GDP is a measure of total transaction value within an economy: in that regard, it’s analogous to a company’s turnover.

Changes to a country’s asset base are much harder to measure objectively, and analogous to asset appreciation / depreciation; extending the analogy, they might appear in a company’s accounts as an exceptional charge on the profit & loss account.

Understanding balance-sheet changes to a nation’s wealth are crucial, if we are to avoid the broken-window fallacy.

However, adjusting GDP isn’t the way to do this: it’s not necessary to have one single tool to try to do every job; we need several tools in our toolbox. GDP won’t tell us everything we need to know about an economy: we need information on employment, unemployment, money supply, demographics, and so on.

There is work ongoing on developing measures of a nation’s total asset base, and of incorporating the impact of externalities into that, to more usefully reflect the impact of economic activity: see, for example, the work on Natural Capital.

Answer 112

the other two answers are nice but perhaps not the most direct. Let me give it a try.

As I’m sure you already know, wealth is simply the accumulation of value over time (it’s a stock variable). Product on the other hand is the addition of value in a given period of time (it’s a flow variable). Accounting minutiae aside, therefore, “changes in net wealth” in a given period of time should be exactly the same thing as GDP net of depreciation in that period. The phenomenon you are speaking of (wealth loss due to the natural disaster) increases the depreciation of already existing assets.

So, yes, the appropriate measure to look at is GDP net of depreciation. Under normal circumstances, however (i.e., when depreciation is not affect by war, disasters, etc.) change in GDP equals change in net wealth. That is why GDP, being a simpler measure, can be used most of the time.

Incidentally, looking at wealth rather than GDP is much more important when one’s studying inequality rather than growth, since GDP is conceptually the wrong measure to use there.

Answer 106

Let’s start with some GDP metrics: GDP is measured in national accounts using two approaches, namely the expenditure and the produfct approach.

The expenditure approach to measure GDP consists of taking the total expenditure of households (and non-profit institutions serving households) and adding the total expenditures of the government (purchases of goods and services and the like). To this, you should add what is called “gross capital formation”, i.e. acquisitions and improvements of fixed assets (capital) less disposals of fixed assets.
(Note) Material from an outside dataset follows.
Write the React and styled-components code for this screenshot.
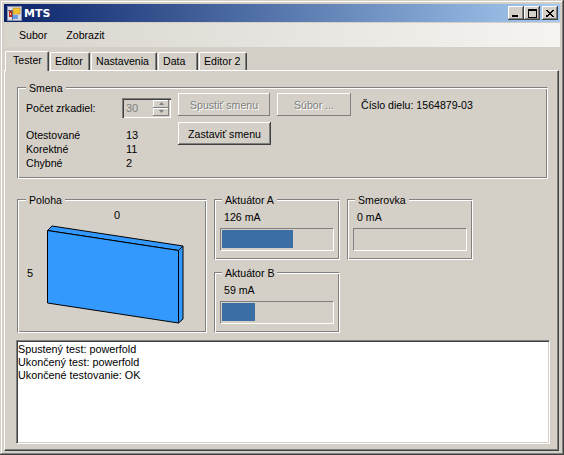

GDP is the previous subtotal plus changes in inventories (these are goods previously produced and hence, generated revenue) and the value of net exports.

So if there is an exogenous shock on the economy (Japans’s earthquake) that affects its stock of capital (ridiculously high degree of radiation in the area around the reactor), and the government intervenes, it does so in order to sustain the level of capital stock. The GDP will measure the /flow/ of capital, i.e. the amount in a period of time.

The discussion in the wikipedia page is instructive.